O que ocorreu, terça-feira, na Sala do Senado, foi um encontro de cidadãos e movimentos de cidadãos, ao apelo de uma plataforma que os congrega; mas a diferença essencial entre estes movimentos e as instituições da democracia representativa personificada na assembleia de deputados é que, sendo estes últimos eleitos pela generalidade dos cidadãos, a sua agenda rege-se essencialmente pelos temas que ocupam a governação ou que a interpelam; ao passo que os movimentos de cidadãos (a chamada democracia participativa) se movem por causas locais, regionais ou nacionais, são voluntários, e o seu grau de empenhamento não é medido por uma obrigatoriedade institucional mas unicamente pela sua perseverança. Há, por isso, movimentos ou associações que soçobram e outros que vingam e não desistem até darem por terminada a missão que os motivou. Portugal, onde a participação cidadã não será ainda tão forte quanto noutros países europeus mas é ainda assim muito activa, está aos poucos a acertar os mecanismos institucionais que permitam uma maior participação. O que quer isto dizer? Que todos os movimentos (sociais, culturais) existentes devem estar atentos às possibilidades que se vão abrindo, maximizando o seu uso na defesa daquilo que julgam justo (e que, muitas vezes, começa por estar longe de ser consensual). São batalhas que se travam, num avaliar constante de razões, até garantir desfecho consciente a cada uma.
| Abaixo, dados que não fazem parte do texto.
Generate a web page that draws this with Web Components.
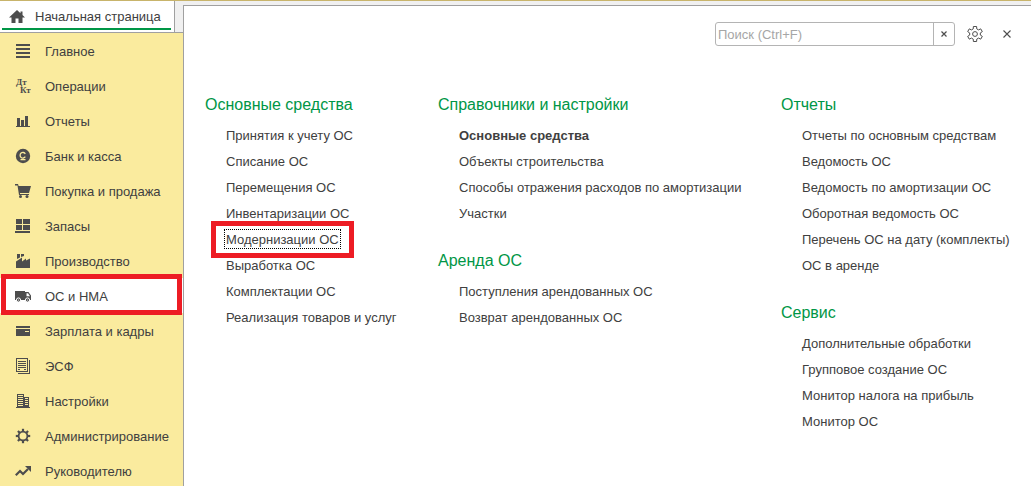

No final da sessão (onde participaram também vários deputados), foi atribuído o prémio Cidadania 2019 à ASTA - Associação Sócio-Terapêutica de Almeida (Instituição Particular de Solidariedade Social para apoio, integração e educação de jovens com deficiência intelectual e multideficiência) e uma menção especial a Miguel Duarte, estudante, um dos voluntários do navio Iuventa, pertencente a uma ONG alemã de resgate humanitário no Mediterrâneo e arrestado na Sicília desde Agosto de 2017 por alegado auxílio à imigração ilegal. Distinções que, no caso português, mais não são do que um apelo ao reforço e à consciência cidadã como esteio da vida democrática. Sem esperar outra recompensa que não o bem-estar e felicidade alheios porque, de outro modo, será outro o seu lugar, não aqui.